PCI Express LTSSM stress using BMC-based Embedded JTAG/ITP

This past week, I did a webinar in collaboration with the UEFI Forum on JTAG-based UEFI Debug and Trace. This reviewed some of the often-used tools for low-level triage of difficult-to-diagnose, intermittent bugs. Near the end, I demonstrated the usage of technology running directly down on a BMC to perform low-level functions not achievable with firmware or OS-based applications.

You can see the webinar on YouTube and on BrightTALK. The 44-minute, 29-second combination presentation and demonstration covered a lot of material: among the highlights were detailed technical coverage and demos on:

Run-Control (demo starting 16 minutes, 29 seconds):

Architectural Event Trace (demo starting 19:25):

Intel Processor Trace (demo starting 22:48):

Intel Python CScripts running on remote host (demo starting 28:01):

Python CScripts ported to ‘C’ on BMC (demo starting 32:42):

If you’ve gotten this far, you’re probably familiar with the Intel CScripts, and how they are used for design validation, debug and test. The first CScripts demo starting at 28 minutes into the webinar used our ScanWorks Embedded Diagnostics (SED) firmware to run the lt_loop() CScript, which is a basic link retrain application designed to stress PCI Express ports and look for board or chip marginalities. Running one loop in this environment took about 49 seconds – rather slow, due to a lot of overhead associated with the PC-based Python interpreter, the middleware on the PC, the Ethernet connection between the host and target, the logging of transactions for debug purposes, and other factors. We could speed this up a little bit, of course, by removing logging and other optimizations. And running this with a benchtop debugger, such as SourcePoint, is another speedier option. But, there is a better way.

To overcome this latency issue, one approach is to take the Python-based CScript, re-write it in ‘C’, and port it to run down on a BMC, invoking the run-control API directly within our SED firmware. We call this an On-Target Diagnostic – or OTD for short. OTDs have the following advantages:

Speed – by running natively down on the target, and avoiding the host backhaul, performance becomes significantly better.

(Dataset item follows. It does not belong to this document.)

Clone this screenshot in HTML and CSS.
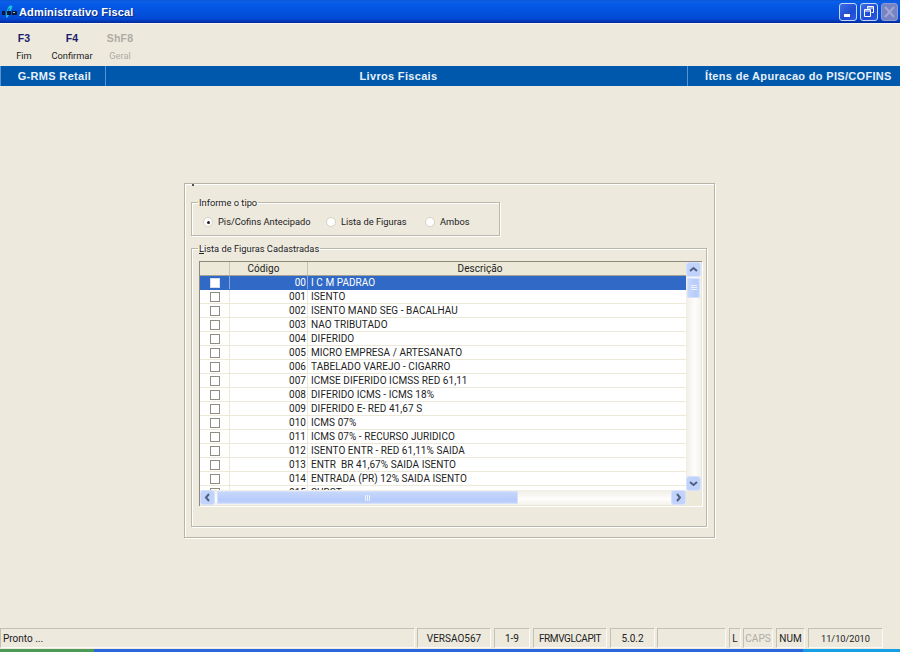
FILE: index.html
```html
<!DOCTYPE html>
<html lang="pt">
<head>
<meta charset="utf-8">
<title>Administrativo Fiscal</title>
<link rel="stylesheet" href="styles.css">
</head>
<body>
<div class="app">
  <header class="titlebar">
    <svg class="appicon" width="16" height="16" viewBox="0 0 16 16"><path d="M7 2 C10 1 11 2 10 4 L6 13 L4 14 C4 9 5 5 7 2 Z" fill="#19c2dc"/><path d="M6 5 L8 4 L6 10 Z" fill="#0a78b8"/><rect x="0" y="7" width="3" height="4" fill="#0d1c33"/><rect x="5" y="7" width="4" height="4" fill="#0d1c33"/><rect x="10" y="7" width="5" height="4" fill="#0d1c33"/><rect x="11" y="8" width="2" height="1" fill="#9fc0e8"/></svg>
    <span class="title">Administrativo Fiscal</span>
    <div class="winbtns">
      <span class="winbtn"><svg width="18" height="18" viewBox="0 0 18 18"><rect x="5" y="11" width="6" height="3" fill="#fff"/></svg></span>
      <span class="winbtn"><svg width="18" height="18" viewBox="0 0 18 18"><path d="M7.5 3.5h6v6h-2M7.5 5h6M7.5 3.5v2" fill="none" stroke="#fff"/><path d="M4.5 6.5h6v7h-6zM4.5 8h6" fill="none" stroke="#fff"/></svg></span>
      <span class="winbtn off"><svg width="17" height="18" viewBox="0 0 17 18"><path d="M4 4L13 14M13 4L4 14" stroke="#a2a8d2" stroke-width="2"/></svg></span>
    </div>
  </header>
  <nav class="toolbar">
    <div class="tool"><b>F3</b><span>Fim</span></div>
    <div class="tool"><b>F4</b><span>Confirmar</span></div>
    <div class="tool off"><b>ShF8</b><span>Geral</span></div>
  </nav>
  <div class="bluebar">
    <div class="bb bb1">G-RMS Retail</div>
    <div class="bb bb2">Livros Fiscais</div>
    <div class="bb bb3">Ítens de Apuracao do PIS/COFINS</div>
  </div>
  <main class="main">
    <section class="panel">
      <i class="tick"></i>
      <fieldset class="group group-type">
        <legend>Informe o tipo</legend>
        <label class="radio r1"><i class="dot on"></i>Pis/Cofins Antecipado</label>
        <label class="radio r2"><i class="dot"></i>Lista de Figuras</label>
        <label class="radio r3"><i class="dot"></i>Ambos</label>
      </fieldset>
      <fieldset class="group group-list">
        <legend><u>L</u>ista de Figuras Cadastradas</legend>
        <div class="grid">
          <div class="gridmain">
            <div class="row head"><span class="c0"></span><span class="c1">Código</span><span class="c2">Descrição</span></div>
            <div class="rows">
              <div class="row sel"><span class="c0"><i class="chk"></i></span><span class="c1">00</span><span class="c2">I C M PADRAO</span></div>
              <div class="row"><span class="c0"><i class="chk"></i></span><span class="c1">001</span><span class="c2">ISENTO</span></div>
              <div class="row"><span class="c0"><i class="chk"></i></span><span class="c1">002</span><span class="c2">ISENTO MAND SEG - BACALHAU</span></div>
              <div class="row"><span class="c0"><i class="chk"></i></span><span class="c1">003</span><span class="c2">NAO TRIBUTADO</span></div>
              <div class="row"><span class="c0"><i class="chk"></i></span><span class="c1">004</span><span class="c2">DIFERIDO</span></div>
              <div class="row"><span class="c0"><i class="chk"></i></span><span class="c1">005</span><span class="c2">MICRO EMPRESA / ARTESANATO</span></div>
              <div class="row"><span class="c0"><i class="chk"></i></span><span class="c1">006</span><span class="c2">TABELADO VAREJO - CIGARRO</span></div>
              <div class="row"><span class="c0"><i class="chk"></i></span><span class="c1">007</span><span class="c2">ICMSE DIFERIDO ICMSS RED 61,11</span></div>
              <div class="row"><span class="c0"><i class="chk"></i></span><span class="c1">008</span><span class="c2">DIFERIDO ICMS - ICMS 18%</span></div>
              <div class="row"><span class="c0"><i class="chk"></i></span><span class="c1">009</span><span class="c2">DIFERIDO E- RED 41,67 S</span></div>
              <div class="row"><span class="c0"><i class="chk"></i></span><span class="c1">010</span><span class="c2">ICMS 07%</span></div>
              <div class="row"><span class="c0"><i class="chk"></i></span><span class="c1">011</span><span class="c2">ICMS 07% - RECURSO JURIDICO</span></div>
              <div class="row"><span class="c0"><i class="chk"></i></span><span class="c1">012</span><span class="c2">ISENTO ENTR - RED 61,11% SAIDA</span></div>
              <div class="row"><span class="c0"><i class="chk"></i></span><span class="c1">013</span><span class="c2">ENTR&nbsp; BR 41,67% SAIDA ISENTO</span></div>
              <div class="row"><span class="c0"><i class="chk"></i></span><span class="c1">014</span><span class="c2">ENTRADA (PR) 12% SAIDA ISENTO</span></div>
              <div class="row"><span class="c0"><i class="chk"></i></span><span class="c1">015</span><span class="c2">SUBST</span></div>
            </div>
            <div class="hscroll">
              <span class="sbtn"><svg width="13" height="13" viewBox="0 0 13 13"><path d="M8 3L5 6.5L8 10" fill="none" stroke="#4d6185" stroke-width="2"/></svg></span>
              <span class="hthumb"><svg width="8" height="8" viewBox="0 0 8 8"><path d="M1.5 1v6M3.5 1v6M5.5 1v6" stroke="#eef3ff"/></svg></span>
              <span class="hspace"></span>
              <span class="sbtn"><svg width="13" height="13" viewBox="0 0 13 13"><path d="M5 3L8 6.5L5 10" fill="none" stroke="#4d6185" stroke-width="2"/></svg></span>
            </div>
          </div>
          <div class="vscroll">
            <span class="sbtn"><svg width="13" height="13" viewBox="0 0 13 13"><path d="M3 8L6.5 5L10 8" fill="none" stroke="#4d6185" stroke-width="2"/></svg></span>
            <span class="vthumb"><svg width="8" height="8" viewBox="0 0 8 8"><path d="M1 1.5h6M1 3.5h6M1 5.5h6" stroke="#eef3ff"/></svg></span>
            <span class="vspace"></span>
            <span class="sbtn"><svg width="13" height="13" viewBox="0 0 13 13"><path d="M3 5L6.5 8L10 5" fill="none" stroke="#4d6185" stroke-width="2"/></svg></span>
            <span class="corner"></span>
          </div>
        </div>
      </fieldset>
    </section>
  </main>
  <footer class="status">
    <span class="cell s-msg">Pronto ...</span>
    <span class="cell s-ver">VERSAO567</span>
    <span class="cell s-rng">1-9</span>
    <span class="cell s-frm">FRMVGLCAPIT</span>
    <span class="cell s-rel">5.0.2</span>
    <span class="cell s-blank"></span>
    <span class="cell s-l">L</span>
    <span class="cell s-caps">CAPS</span>
    <span class="cell s-num">NUM</span>
    <span class="cell s-date">11/10/2010</span>
  </footer>
  <div class="taskbar"><span class="start"></span><span class="tray"></span></div>
</div>
</body>
</html>
```
FILE: styles.css
```css
* { box-sizing: border-box; }
html, body { margin: 0; height: 100%; }
body { background: #ece9d8; font-family: Roboto, "Liberation Sans", Arial, sans-serif; font-size: 10px; color: #111; overflow: hidden; }
.app { width: 900px; height: 652px; display: flex; flex-direction: column; background: #ede9dd; }

.titlebar { height: 23px; flex: none; display: flex; align-items: center; padding: 0 0 0 2px; color: #fff; font-family: "Liberation Sans", Arial, sans-serif;
  background: linear-gradient(#0a56d8 0, #0a5fe8 2px, #0458e6 5px, #0350dc 14px, #0348d4 19px, #0232a8 22px, #02279a 23px); }
.appicon { flex: none; }
.title { margin-left: 1px; font-size: 11px; font-weight: bold; letter-spacing: .15px; text-shadow: 1px 1px 0 #0a2a80; }
.winbtns { margin-left: auto; display: flex; gap: 3px; padding-right: 2px; }
.winbtn { width: 18px; height: 18px; border: 1px solid #c6d6f6; border-radius: 3px; background: linear-gradient(135deg, #3a6ee8, #1f4cd0 60%, #2d5ce0); display: block; }
.winbtn svg { display: block; margin: -1px; }
.winbtn.off { width: 17px; background: #7683c4; border-color: #8e9ad0; }

.toolbar { height: 43px; flex: none; display: flex; padding: 8px 0 0 0; background: #ede9dd; border-top: 1px solid #f8f6ef; }
.tool { width: 48px; display: flex; flex-direction: column; align-items: center; gap: 6px; font-size: 9.3px; line-height: 12px; color: #222; white-space: nowrap; }
.tool b { color: #1b1b6b; font-family: "Liberation Sans", Arial, sans-serif; font-size: 10.5px; letter-spacing: .2px; }
.tool.off b, .tool.off span { color: #aeaca4; }

.bluebar { height: 20px; flex: none; display: flex; background: #0058ac; color: #e8f0f8; font-family: "Liberation Sans", Arial, sans-serif; font-size: 11px; font-weight: bold; letter-spacing: .32px; }
.bb { display: flex; align-items: center; justify-content: center; }
.bb1 { width: 106px; border-left: 1px solid #5b92cc; border-right: 1px solid #5b92cc; padding-left: 3px; }
.bb2 { width: 581px; padding-left: 4px; }
.bb3 { flex: 1; border-left: 1px solid #5b92cc; justify-content: flex-start; padding-left: 17px; white-space: nowrap; }

.main { flex: 1; padding: 97px 0 0 184px; min-height: 0; }
.panel { width: 531px; height: 355px; border: 1px solid #b9b5a5; box-shadow: inset 1px 1px 0 #fff, 1px 1px 0 #fff; padding: 13px 7px 0 6px; position: relative; }
.tick { position: absolute; left: 7px; top: 0; width: 2px; height: 2px; background: #55534a; }
.group { margin: 0; padding: 0; border: 1px solid #bcb8a8; box-shadow: inset 1px 1px 0 #fff, 1px 1px 0 #fff; position: relative; }
.group legend { margin-left: 6px; padding: 0 1px; font-size: 9.3px; line-height: 11px; color: #222; }
.group-type { width: 309px; height: 39px; }
.radio { position: absolute; top: 8px; display: flex; align-items: center; gap: 5px; font-size: 9.3px; line-height: 12px; color: #222; white-space: nowrap; }
.r1 { left: 11px; }
.r2 { left: 134px; }
.r3 { left: 233px; }
.dot { width: 10px; height: 10px; border-radius: 50%; background: #fff; border: 1px solid #d5d2c4; display: block; flex: none; position: relative; }
.dot.on::after { content: ""; position: absolute; left: 2.5px; top: 2.5px; width: 3px; height: 3px; border-radius: 50%; background: #222; }

.group-list { width: 516px; height: 284px; margin-top: 7px; }
.grid { position: absolute; left: 7px; top: 7px; width: 503px; height: 245px; display: flex; border-top: 1px solid #8d8a7d; border-left: 1px solid #8d8a7d; background: #eae7da; box-shadow: 1px 1px 0 #fff; }
.gridmain { width: 486px; flex: none; display: flex; flex-direction: column; }
.row { display: flex; height: 14px; background: #fff; border-bottom: 1px solid #ece9d8; font-size: 10px; line-height: 13px; letter-spacing: .05px; color: #222; flex: none; }
.row span { display: block; height: 13px; white-space: nowrap; }
.row .c0 { width: 30px; border-right: 1px solid #ece9d8; display: flex; align-items: center; justify-content: center; }
.row .c1 { width: 78px; text-align: right; padding-right: 1px; border-right: 1px solid #ece9d8; }
.row .c2 { flex: 1; padding-left: 3px; }
.row.head { height: 14px; background: #ece9d8; border-bottom: 1px solid #a5a293; }
.row.head span { height: 13px; border-right: 1px solid #c9c5b4; }
.row.head .c1 { text-align: center; padding: 0 10px 0 0; }
.row.head .c2 { text-align: center; border-right: 0; padding: 0 34px 0 0; }
.rows { height: 214px; overflow: hidden; flex: none; }
.row.sel { background: #3169c6; color: #fff; border-bottom-color: #3169c6; }
.row.sel .c0, .row.sel .c1 { border-right-color: #8aa8dc; }
.chk { width: 10px; height: 10px; display: block; background: #fff; border: 1px solid #8f8d82; }
.sel .chk { border-color: #d6dff0; }

.hscroll { height: 15px; flex: none; display: flex; align-items: center; background: linear-gradient(#f0eee4, #fefdfc 60%, #f4f2ea); }
.vscroll { width: 15px; flex: none; display: flex; flex-direction: column; background: linear-gradient(90deg, #f0eee4, #fefdfc 60%, #f4f2ea); }
.sbtn { width: 13px; height: 13px; margin: 1px; flex: none; display: block; background: #c1d3fb; border-radius: 2px; box-shadow: 0 0 0 1px #d6e2fd; }
.sbtn svg, .hthumb svg, .vthumb svg { display: block; }
.hthumb { width: 301px; height: 13px; flex: none; margin-left: 2px; display: flex; align-items: center; justify-content: center; background: linear-gradient(#c9d9fc, #b6cbfa 70%, #c6d6fb); border-radius: 2px; box-shadow: inset 0 0 0 1px #d4e0fd; }
.hspace { flex: 1; }
.vthumb { width: 13px; height: 20px; flex: none; margin: 1px 1px 0; display: flex; align-items: center; justify-content: center; background: linear-gradient(90deg, #c9d9fc, #b6cbfa 70%, #c6d6fb); border-radius: 2px; box-shadow: inset 0 0 0 1px #d4e0fd; }
.vspace { flex: 1; }
.corner { height: 15px; flex: none; background: #ece9d8; }

.status { height: 20px; flex: none; display: flex; font-size: 10px; color: #222; }
.cell { display: flex; align-items: center; justify-content: center; height: 20px; border: 1px solid; border-color: #c4c1b2 #fbfaf6 #fbfaf6 #c4c1b2; white-space: nowrap; flex: none; }
.s-msg { width: 415px; justify-content: flex-start; padding-left: 2px; margin-right: 2px; }
.s-ver { width: 74px; margin-right: 3px; }
.s-rng { width: 36px; margin-right: 3px; }
.s-frm { width: 74px; margin-right: 3px; letter-spacing: -.4px; }
.s-rel { width: 45px; margin-right: 2px; }
.s-blank { width: 69px; margin-right: 3px; }
.s-l { width: 12px; margin-right: 2px; }
.s-caps { width: 30px; margin-right: 3px; color: #aeaca4; }
.s-num { width: 29px; margin-right: 3px; }
.s-date { width: 75px; font-size: 9.2px; }

.taskbar { height: 4px; flex: none; background: #2a66dc; display: flex; justify-content: space-between; border-top: 1px solid #ede9dd; }
.start { width: 94px; background: #4c9a55; }
.tray { width: 97px; background: #15a0e6; }
```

Security – by avoiding the Ethernet backhaul, and having the application run autonomously on the BMC, the network connection is eliminated as an attack surface.

Scalability – the SED firmware and OTDs can run at-scale, on hundreds or thousands of servers simultaneously and independently.

You can see the execution of this OTD starting at 32:42 in the webinar video, and in the screenshot above. It runs 1,000 PCIe link retrains in 2.87 seconds. That is blazingly fast, of course. Over four orders of magnitude faster than the remote CScripts example.

In a later article, I’ll include the source code for this OTD, and walk through a more detailed description of the functionality.

This is but one example. Another training code sample we provide in our SED firmware is dumpmca, that dumps the machine check architecture (MCA) registers for a given socket(s), thread(s) and bank(s). This is a subset of the functionality within an autonomous JTAG-based crashdump utility. A sample console output is below:

>./dumpmca -s1 -c1 -b0

dump MCA register bank
Library version = 0.22.04
Selecting socket 1

Global machine check registers:
MCG Cap register:         0x000000000f000c1c
MCG Status register:      0x0000000000000000
MCG Control register:     0x0000000000000001
MCG EXT Control register: 0x0000000000000000

Machine check registers for socket: 1  core: 1  bank: 0
IA32_MC0_CTL:    0x0000000000000fff
IA32_MC0_STATUS: 0x0000000000000000
IA32_MC0_ADDR:   0x0000000000000000
IA32_MC0_MISC:   0x0000000000000000
IA32_MC0_CTL2:   0x0000000000000000
Time for test:    0.17 seconds.

Done, exiting debug mode.

This is another good topic to write about in the future. I’ll include source code as well, and walk through the operation of the API.